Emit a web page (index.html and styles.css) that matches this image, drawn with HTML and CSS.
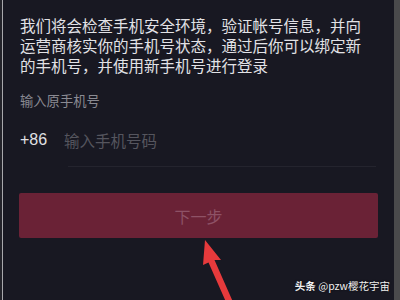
FILE: index.html
```html
<!DOCTYPE html>
<html lang="zh-CN">
<head>
<meta charset="utf-8">
<link rel="stylesheet" href="styles.css">
</head>
<body>
<div class="frame">
  <div class="edge-dark"></div>
  <div class="edge-line"></div>
  <div class="main">
    <p class="desc">我们将会检查手机安全环境，验证帐号信息，并向运营商核实你的手机号状态，通过后你可以绑定新的手机号，并使用新手机号进行登录</p>
    <div class="label">输入原手机号</div>
    <div class="phone-row">
      <span class="code">+86</span>
      <div class="field"><span class="placeholder">输入手机号码</span></div>
    </div>
    <div class="btn">下一步</div>
  </div>
  <div class="edge-right"></div>
  <svg class="arrow" width="60" height="70" viewBox="0 0 60 70">
    <polygon points="15,8 31,28 24.5,28 43,70 36,70 18.5,30.5 13,33" fill="#e63a3c"/>
  </svg>
  <div class="watermark"><b>头条</b> @pzw樱花宇宙</div>
</div>
</body>
</html>
```
FILE: styles.css
```css
html, body {
  margin: 0;
  padding: 0;
  background: #181820;
}
.frame {
  position: relative;
  width: 400px;
  height: 300px;
  display: flex;
  overflow: hidden;
  font-family: "Noto Sans CJK SC", "Noto Sans", sans-serif;
}
.edge-dark {
  width: 2px;
  background: #23232a;
}
.edge-line {
  width: 1px;
  background: #a8a8ac;
}
.edge-right {
  width: 6px;
  background: #4a4a4c;
}
.main {
  flex: 1;
  background: #181822;
  padding: 15px 16px 0 17px;
}
.desc {
  margin: 0;
  max-width: 345px;
  font-size: 15.5px;
  line-height: 20px;
  color: #e2e2e6;
}
.label {
  margin-top: 17px;
  font-size: 13.3px;
  line-height: 18px;
  color: #8a8a92;
}
.phone-row {
  margin-top: 18px;
  display: flex;
  align-items: flex-start;
}
.code {
  width: 44px;
  font-size: 16px;
  line-height: 24px;
  color: #e0e0e4;
  font-family: "Liberation Sans", "Noto Sans", sans-serif;
}
.field {
  flex: 1;
  margin-left: 4px;
  margin-right: 2px;
  padding-bottom: 14px;
  border-bottom: 1px solid #24242e;
}
.placeholder {
  display: block;
  margin-left: -4px;
  font-size: 15.5px;
  line-height: 24px;
  color: #55555e;
}
.btn {
  margin-top: 26px;
  margin-left: -1px;
  height: 45px;
  background: #6a2236;
  border-radius: 2px;
  display: flex;
  align-items: center;
  justify-content: center;
  font-size: 16px;
  color: #8e5266;
}
.arrow {
  position: absolute;
  left: 190px;
  top: 232px;
}
.watermark {
  position: absolute;
  right: 10px;
  top: 278px;
  font-size: 10.5px;
  line-height: 16px;
  color: #f0f0f0;
  text-shadow: 0 0 2px rgba(0,0,0,0.6);
}
.watermark b {
  font-weight: 700;
}
```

EXERCISE OBJECTIVE> Write out the material above once more, exactly as it reads, with no pictures.

FINISHED EXERCISE>
Emit a web page (index.html and styles.css) that matches this image, drawn with HTML and CSS.
FILE: index.html
```html
<!DOCTYPE html>
<html lang="zh-CN">
<head>
<meta charset="utf-8">
<link rel="stylesheet" href="styles.css">
</head>
<body>
<div class="frame">
  <div class="edge-dark"></div>
  <div class="edge-line"></div>
  <div class="main">
    <p class="desc">我们将会检查手机安全环境，验证帐号信息，并向运营商核实你的手机号状态，通过后你可以绑定新的手机号，并使用新手机号进行登录</p>
    <div class="label">输入原手机号</div>
    <div class="phone-row">
      <span class="code">+86</span>
      <div class="field"><span class="placeholder">输入手机号码</span></div>
    </div>
    <div class="btn">下一步</div>
  </div>
  <div class="edge-right"></div>
  <svg class="arrow" width="60" height="70" viewBox="0 0 60 70">
    <polygon points="15,8 31,28 24.5,28 43,70 36,70 18.5,30.5 13,33" fill="#e63a3c"/>
  </svg>
  <div class="watermark"><b>头条</b> @pzw樱花宇宙</div>
</div>
</body>
</html>
```
FILE: styles.css
```css
html, body {
  margin: 0;
  padding: 0;
  background: #181820;
}
.frame {
  position: relative;
  width: 400px;
  height: 300px;
  display: flex;
  overflow: hidden;
  font-family: "Noto Sans CJK SC", "Noto Sans", sans-serif;
}
.edge-dark {
  width: 2px;
  background: #23232a;
}
.edge-line {
  width: 1px;
  background: #a8a8ac;
}
.edge-right {
  width: 6px;
  background: #4a4a4c;
}
.main {
  flex: 1;
  background: #181822;
  padding: 15px 16px 0 17px;
}
.desc {
  margin: 0;
  max-width: 345px;
  font-size: 15.5px;
  line-height: 20px;
  color: #e2e2e6;
}
.label {
  margin-top: 17px;
  font-size: 13.3px;
  line-height: 18px;
  color: #8a8a92;
}
.phone-row {
  margin-top: 18px;
  display: flex;
  align-items: flex-start;
}
.code {
  width: 44px;
  font-size: 16px;
  line-height: 24px;
  color: #e0e0e4;
  font-family: "Liberation Sans", "Noto Sans", sans-serif;
}
.field {
  flex: 1;
  margin-left: 4px;
  margin-right: 2px;
  padding-bottom: 14px;
  border-bottom: 1px solid #24242e;
}
.placeholder {
  display: block;
  margin-left: -4px;
  font-size: 15.5px;
  line-height: 24px;
  color: #55555e;
}
.btn {
  margin-top: 26px;
  margin-left: -1px;
  height: 45px;
  background: #6a2236;
  border-radius: 2px;
  display: flex;
  align-items: center;
  justify-content: center;
  font-size: 16px;
  color: #8e5266;
}
.arrow {
  position: absolute;
  left: 190px;
  top: 232px;
}
.watermark {
  position: absolute;
  right: 10px;
  top: 278px;
  font-size: 10.5px;
  line-height: 16px;
  color: #f0f0f0;
  text-shadow: 0 0 2px rgba(0,0,0,0.6);
}
.watermark b {
  font-weight: 700;
}
```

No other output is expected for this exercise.